If America is becoming more "urban," he says, isn’t it strange that "most of the really big American cities have been losing population for decades"? Of the 10 largest cities in 1970, seven—New York, Chicago, Philadelphia, Detroit, Baltimore, Washingon, and Cleveland—were noticeably smaller two decades later. Of the 100 largest cities, 54—predominantly in the Northeast and Midwest—had fewer people.

Of course, if "urban" simply means "not rural," then, yes, more than three-fourths of the American populace is "urban." (The Census Bureau classifies as rural any place with fewer than 2,500 inhabitants.) But should a tiny burg of 3,000 really be considered "urban"? It’s an archaic definition, Wright says.

"Urban" is also often casually equated with what the Census Bureau calls "metropolitan areas." These have a "large population nucleus" of at least 50,000 people, located in a county of at least 100,000, and include any adjacent counties that seem economically or socially "integrated" with the nucleus. In 1990, nearly four out of five Americans lived in such areas. Does that really make all of them "urban" folk? Many metropolitan areas, such as SpringfieldHolyoke-Chicopee in Massachusetts, in fact comprise "aggregations of numerous small cities and towns," Wright points out. And 50,000 people hardly make a metropolitan hub. Kokomo, Indiana, 30 miles from his hometown of Logansport, now falls just below that cutoff, but aside from its two large manufacturing facilities, says Wright, it "strikes me as wholly indistinguishable from the hundreds of other small towns that dot the Indiana landscape." Fort Wayne, Indiana (pop. 173,717), in contrast, seems like "a real city." Only about 22 percent of Hoosiers live in the five cities with populations greater than 100,000, but the Census Bureau has 72 percent living in metropolitan areas.

And what about suburbanites? Are they truly part of "urban" America? The term suburb implies "inferiority and dependence," Wright notes, but "the whole point of these communities is to be something other than the cities." People fled to the suburbs to escape the ills of the cities and "to reclaim for themselves and their children some of the stillaccessible virtues and insularity of small town American life."
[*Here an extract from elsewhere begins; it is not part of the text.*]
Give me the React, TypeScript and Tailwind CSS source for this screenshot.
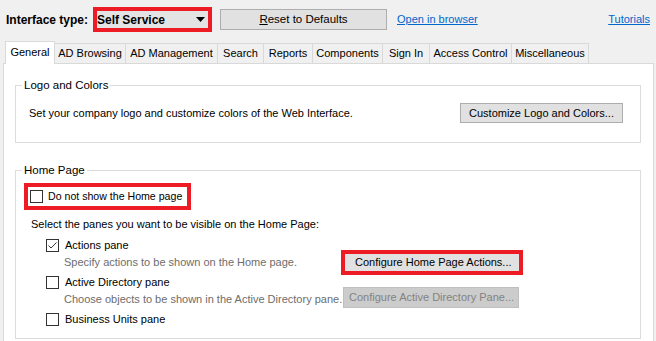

When suburbanites (48 percent of the population in 1990) are added to the 20 percent of the population in non-metropolitan areas, Wright says, it becomes clear that most Americans live in small towns or in places that resemble or seek to emulate small towns.

The small town is much changed, of course. Most of the corner grocery stores have been replaced by supermarkets, and residents now watch cable TV, read national newspapers, and wear clothes made in Taiwan. But over the past half-century, Wright says, "there has been a strong resurgence of traditionalism, of religiosity, of small town ‘American’ and ‘family’ values, and an equally substantial repudiation" of big-city ills. Are these the characteristics, asks Wright, of an urban society?